* [GIVEN DATA]:
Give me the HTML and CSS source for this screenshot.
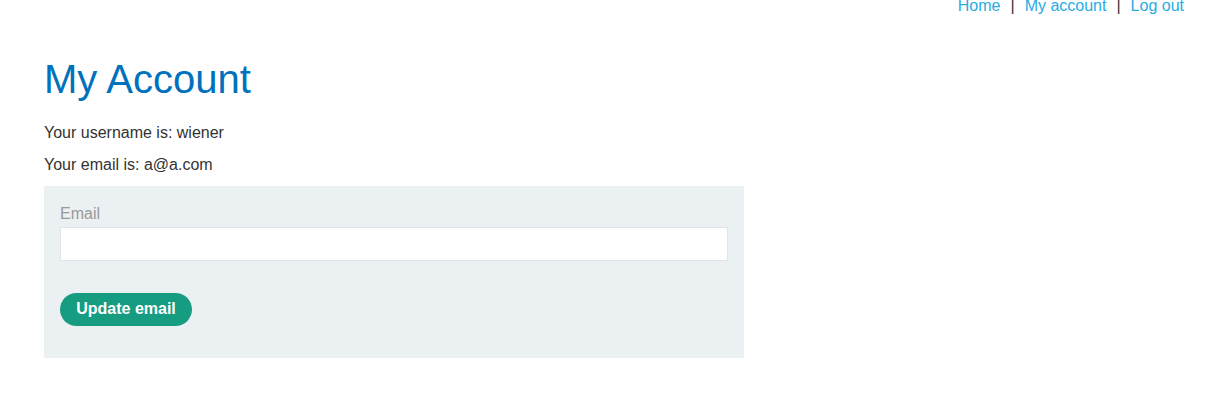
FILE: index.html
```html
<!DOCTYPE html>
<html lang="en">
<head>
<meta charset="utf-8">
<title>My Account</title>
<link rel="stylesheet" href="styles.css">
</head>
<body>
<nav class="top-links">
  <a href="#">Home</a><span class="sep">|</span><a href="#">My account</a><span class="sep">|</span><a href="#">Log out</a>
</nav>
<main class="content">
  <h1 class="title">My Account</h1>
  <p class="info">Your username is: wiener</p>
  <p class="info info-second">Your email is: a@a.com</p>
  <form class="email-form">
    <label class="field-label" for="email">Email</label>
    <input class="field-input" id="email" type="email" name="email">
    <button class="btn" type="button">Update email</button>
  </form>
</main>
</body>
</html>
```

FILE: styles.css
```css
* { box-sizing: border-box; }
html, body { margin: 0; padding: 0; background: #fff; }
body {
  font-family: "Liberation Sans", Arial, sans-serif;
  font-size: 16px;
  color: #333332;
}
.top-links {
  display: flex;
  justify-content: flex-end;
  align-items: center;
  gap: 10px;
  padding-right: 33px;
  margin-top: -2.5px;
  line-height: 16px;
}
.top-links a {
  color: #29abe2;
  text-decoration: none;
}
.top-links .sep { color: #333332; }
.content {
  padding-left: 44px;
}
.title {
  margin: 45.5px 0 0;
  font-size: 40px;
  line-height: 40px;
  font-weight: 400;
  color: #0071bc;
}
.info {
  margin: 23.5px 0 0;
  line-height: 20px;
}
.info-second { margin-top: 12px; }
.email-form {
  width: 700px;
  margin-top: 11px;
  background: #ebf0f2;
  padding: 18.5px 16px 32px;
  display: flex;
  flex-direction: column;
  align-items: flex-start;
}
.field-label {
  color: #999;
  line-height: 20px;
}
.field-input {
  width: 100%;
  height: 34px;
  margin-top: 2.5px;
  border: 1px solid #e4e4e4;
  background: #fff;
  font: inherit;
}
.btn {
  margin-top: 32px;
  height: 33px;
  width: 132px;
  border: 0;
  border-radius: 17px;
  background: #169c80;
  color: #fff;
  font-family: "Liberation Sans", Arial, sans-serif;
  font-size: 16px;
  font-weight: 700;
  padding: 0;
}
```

* [BRIEF]:
Transcribe the listing in full and omit the pictures.

* [EXERCISE SOLUTION]:
Give me the HTML and CSS source for this screenshot.
FILE: index.html
```html
<!DOCTYPE html>
<html lang="en">
<head>
<meta charset="utf-8">
<title>My Account</title>
<link rel="stylesheet" href="styles.css">
</head>
<body>
<nav class="top-links">
  <a href="#">Home</a><span class="sep">|</span><a href="#">My account</a><span class="sep">|</span><a href="#">Log out</a>
</nav>
<main class="content">
  <h1 class="title">My Account</h1>
  <p class="info">Your username is: wiener</p>
  <p class="info info-second">Your email is: a@a.com</p>
  <form class="email-form">
    <label class="field-label" for="email">Email</label>
    <input class="field-input" id="email" type="email" name="email">
    <button class="btn" type="button">Update email</button>
  </form>
</main>
</body>
</html>
```

FILE: styles.css
```css
* { box-sizing: border-box; }
html, body { margin: 0; padding: 0; background: #fff; }
body {
  font-family: "Liberation Sans", Arial, sans-serif;
  font-size: 16px;
  color: #333332;
}
.top-links {
  display: flex;
  justify-content: flex-end;
  align-items: center;
  gap: 10px;
  padding-right: 33px;
  margin-top: -2.5px;
  line-height: 16px;
}
.top-links a {
  color: #29abe2;
  text-decoration: none;
}
.top-links .sep { color: #333332; }
.content {
  padding-left: 44px;
}
.title {
  margin: 45.5px 0 0;
  font-size: 40px;
  line-height: 40px;
  font-weight: 400;
  color: #0071bc;
}
.info {
  margin: 23.5px 0 0;
  line-height: 20px;
}
.info-second { margin-top: 12px; }
.email-form {
  width: 700px;
  margin-top: 11px;
  background: #ebf0f2;
  padding: 18.5px 16px 32px;
  display: flex;
  flex-direction: column;
  align-items: flex-start;
}
.field-label {
  color: #999;
  line-height: 20px;
}
.field-input {
  width: 100%;
  height: 34px;
  margin-top: 2.5px;
  border: 1px solid #e4e4e4;
  background: #fff;
  font: inherit;
}
.btn {
  margin-top: 32px;
  height: 33px;
  width: 132px;
  border: 0;
  border-radius: 17px;
  background: #169c80;
  color: #fff;
  font-family: "Liberation Sans", Arial, sans-serif;
  font-size: 16px;
  font-weight: 700;
  padding: 0;
}
```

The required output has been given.